Where it ruins competition is that if I created a new video service tomorrow, you wouldn’t use it. Not because it was worse, not because it didn’t offer something new. Not because of anything I could solve. But because it would eat your data limit quicker than those extras.
Competition is meant to be good because everyone’s on a level playing-field, so all any competitor can do is create a better offer than its competition. The streaming video services should be falling over each other trying to see who can offer more content, higher quality, and lower costs. If you will never consider another service because it’s not “blessed” by extra data at your ISP … that doesn’t happen, and the offer stagnates.
Far too often we act like we should be taking sides with companies. We treat Apple vs Android like we’re supporters of a football team. But we shouldn’t - we want to play them off against each other, so each has to offer more and more. If either actually wins, the consumer loses. Here, the ISP picks the winners, and the fight is over.

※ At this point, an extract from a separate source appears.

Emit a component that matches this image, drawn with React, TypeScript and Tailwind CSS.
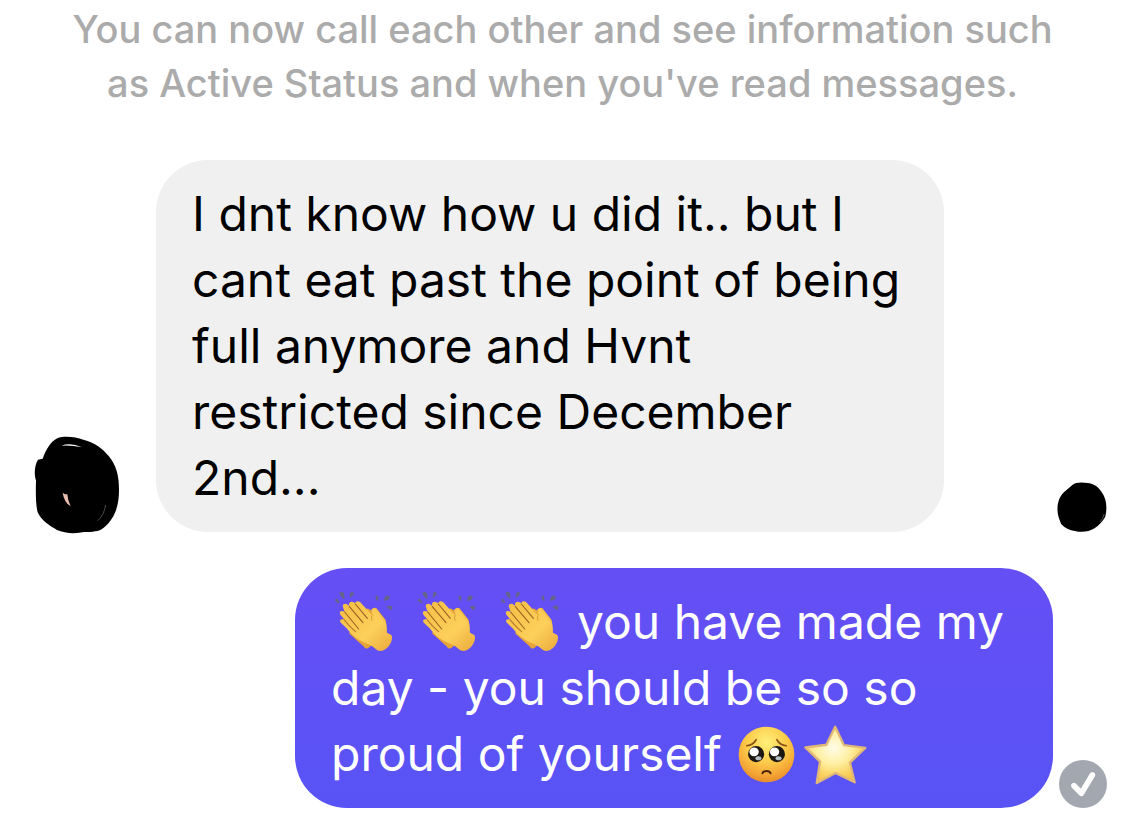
import type { ReactNode } from "react";

function ClapEmoji() {
  return (
    <svg
      role="img"
      aria-label="Clapping hands"
      viewBox="35 35 186 186"
      className="size-[62px] shrink-0"
    >
      <defs>
        <linearGradient id="clap-skin" x1="0" y1="0" x2="1" y2="1">
          <stop offset="0" stopColor="#f3bd45" />
          <stop offset="0.6" stopColor="#fdd05a" />
          <stop offset="1" stopColor="#e9a93c" />
        </linearGradient>
      </defs>
      <g fill="#65658a">
        <path d="M60 40q10-5 14 2l2 18q-13-7-16-20z" />
        <path d="M92 42q4-6 9-3 5 4 1 8l-11 9z" />
        <path d="M47 62q3-6 8-2l6 11q-12 1-14-9z" />
        <path d="M168 52q4-6 8-2l2 16q-9-3-10-14z" />
        <path d="M193 65l4-13q6-7 13-1 4 5-4 11z" />
        <path d="M201 83q12-7 18-1 0 8-5 11z" />
      </g>
      {/* back hand */}
      <path
        d="M138 92q7-9 15 1l9-6q8-4 12 3l25 32 3 38-55 46q-10 5-13-4l-45-40z"
        fill="#e5a43a"
      />
      <path
        d="M157 92q6-11 15-2l23 29q9 14 7 39l-34-34z"
        fill="#f6c54d"
      />
      {/* front hand */}
      <path
        d="M71 84C68 75 76 71 83 75L90 80C86 69 95 64 103 69L108 72C108 65 117 64 123 69L158 108L161 109C155 98 156 89 164 91C173 95 181 112 193 128C200 137 200 153 203 160L216 167C222 177 214 199 199 209C190 216 177 217 169 209C159 199 145 193 136 190C112 181 94 162 82 147L66 132C59 126 63 118 70 120L74 119L63 106C59 98 64 93 71 96L76 97Z"
        fill="url(#clap-skin)"
      />
      <g
        fill="none"
        stroke="#9d6424"
        strokeWidth="3.5"
        strokeLinecap="round"
      >
        <path d="M108 74l36 43" />
        <path d="M90 82l41 48" />
        <path d="M76 98l42 51" />
        <path d="M74 121q20 24 35 36" stroke="#b87a2c" />
      </g>
      <path
        d="M158 109q-4 5 0 14"
        fill="none"
        stroke="#d99a36"
        strokeWidth="3"
        strokeLinecap="round"
      />
    </svg>
  );
}

function PleadingEmoji() {
  return (
    <svg
      role="img"
      aria-label="Pleading face"
      viewBox="57 47 170 170"
      className="size-[57px] shrink-0"
    >
      <defs>
        <radialGradient id="face" cx="0.5" cy="0.28" r="0.72">
          <stop offset="0" stopColor="#fff07a" />
          <stop offset="0.5" stopColor="#fccb4a" />
          <stop offset="0.85" stopColor="#f3a233" />
          <stop offset="1" stopColor="#e58c2c" />
        </radialGradient>
      </defs>
      <circle cx="142" cy="132" r="83" fill="url(#face)" />
      <g
        fill="none"
        stroke="#8a4f14"
        strokeWidth="5"
        strokeLinecap="round"
      >
        <path d="M83 106q19-2 28-18" />
        <path d="M173 88q9 16 28 18" />
      </g>
      <circle cx="111" cy="131" r="24" fill="#1d1713" />
      <circle cx="173" cy="131" r="24" fill="#1d1713" />
      <g fill="#fff">
        <ellipse cx="105" cy="124" rx="14" ry="13" />
        <ellipse cx="166" cy="124" rx="14" ry="13" />
        <ellipse cx="118" cy="143" rx="9" ry="6" fill="#b3bfc4" />
        <ellipse cx="178" cy="143" rx="9" ry="6" fill="#b3bfc4" />
      </g>
      <path
        d="M130 188q2-7 12-7t12 7"
        fill="none"
        stroke="#4d250e"
        strokeWidth="6"
        strokeLinecap="round"
      />
    </svg>
  );
}

function StarEmoji() {
  return (
    <svg
      role="img"
      aria-label="Star"
      viewBox="254 39 188 182"
      className="h-[61px] w-[63px] shrink-0"
    >
      <defs>
        <radialGradient id="star" cx="0.47" cy="0.38" r="0.7">
          <stop offset="0" stopColor="#fffce8" />
          <stop offset="0.4" stopColor="#fff0a4" />
          <stop offset="0.75" stopColor="#f9ce58" />
          <stop offset="1" stopColor="#edb24a" />
        </radialGradient>
      </defs>
      <path
        d="M347 47l26 55 64 8-46 44 14 59-57-28-56 30 10-64-44-42 63-8z"
        fill="url(#star)"
        stroke="#e0b878"
        strokeWidth="7"
        strokeLinejoin="round"
      />
    </svg>
  );
}

function SenderAvatar() {
  return (
    <svg
      role="img"
      aria-label="Sender"
      viewBox="47 48 255 288"
      className="h-24 w-[85px] shrink-0 overflow-visible"
    >
      <path d="M70 116C79 91 94 64 114 55C133 47 168 50 192 59C227 68 250 86 268 108C291 137 299 165 299 211C299 255 288 296 252 324C239 335 219 336 194 336C168 342 135 340 113 330C92 318 66 302 55 277C49 255 49 213 50 181C44 166 45 135 56 119Z" />
      <path d="M126 77Q154 67 188 82Q155 75 126 77Z" fill="#fff" />
      <path
        d="M130 218L137 223L144 223Q145 240 154 259Q134 247 130 218Z"
        fill="#e9beb0"
      />
      <path
        d="M259 255q-5 31-24 47"
        fill="none"
        stroke="#737373"
        strokeWidth="2"
      />
    </svg>
  );
}

function SeenAvatar() {
  return (
    <svg
      role="img"
      aria-label="Seen"
      viewBox="52 35 150 151"
      className="size-[50px] shrink-0"
    >
      <path d="M98 44C108 36 123 35 145 38C166 41 179 52 187 67C201 84 204 116 197 141C189 155 178 166 165 175C148 186 124 188 106 183C89 181 75 175 64 162C59 148 52 135 53 115C53 96 61 74 75 64Z" />
      <path
        d="M194 132q-3 14-13 24"
        fill="none"
        stroke="#777"
        strokeWidth="2"
      />
    </svg>
  );
}

function DeliveredIcon() {
  return (
    <svg
      role="img"
      aria-label="Delivered"
      viewBox="57 59 144 144"
      className="size-12 shrink-0"
    >
      <circle cx="129" cy="131" r="72" fill="#a3a7b0" />
      <path
        d="M102 136l22 23 33-55"
        fill="none"
        stroke="#fff"
        strokeWidth="17"
        strokeLinecap="round"
        strokeLinejoin="round"
      />
    </svg>
  );
}

function Line({ children }: { children: ReactNode }) {
  return <span className="flex items-center whitespace-nowrap">{children}</span>;
}

export default function App() {
  return (
    <main className="min-h-screen bg-white pt-0.5 pb-[18px] font-['Inter',sans-serif]">
      <p className="text-center text-[38px] leading-[54px] font-medium text-[#ababab]">
        You can now call each other and see information such
        <br />
        as Active Status and when you've read messages.
      </p>

      <div className="mt-[50px] flex items-end pr-[18px] pl-[35px]">
        <SenderAvatar />
        <p className="mr-[113px] ml-9 flex-1 rounded-[52px] bg-[#f0f0f0] px-9 py-[21px] text-5xl leading-[66px] text-black">
          <Line>I dnt know how u did it.. but I</Line>
          <Line>cant eat past the point of being</Line>
          <Line>full anymore and Hvnt</Line>
          <Line>restricted since December</Line>
          <Line>2nd...</Line>
        </p>
        <SeenAvatar />
      </div>

      <div className="mt-9 flex items-end gap-1.5 pr-[18px] pl-[295px]">
        <p className="flex-1 rounded-[52px] bg-linear-to-b from-[#654ff5] to-[#5853f5] px-9 py-[21px] text-5xl leading-[66px] text-white">
          <Line>
            <span className="mr-[18px] flex gap-[21px]">
              <ClapEmoji />
              <ClapEmoji />
              <ClapEmoji />
            </span>
            you have made my
          </Line>
          <Line>day - you should be so so</Line>
          <Line>
            proud of yourself
            <span className="ml-4 flex items-center gap-[9px]">
              <PleadingEmoji />
              <StarEmoji />
            </span>
          </Line>
        </p>
        <DeliveredIcon />
      </div>
    </main>
  );
}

You do know that being anti-net neutrality is being pro-control of the market, don’t you? Or is it libertarian-capitalist doctrine that it is OK to be anti-free market just as long as you are not the government? That would explain a lot.
Don’t you understand? If ISP’s can’t double charge people (since they already charge for access bandwidth to both ends), you’re literally taking bread out of the mouths of billionaires children! You don’t want to them to starve or be forced to suffer the indignity of only having a third house do you?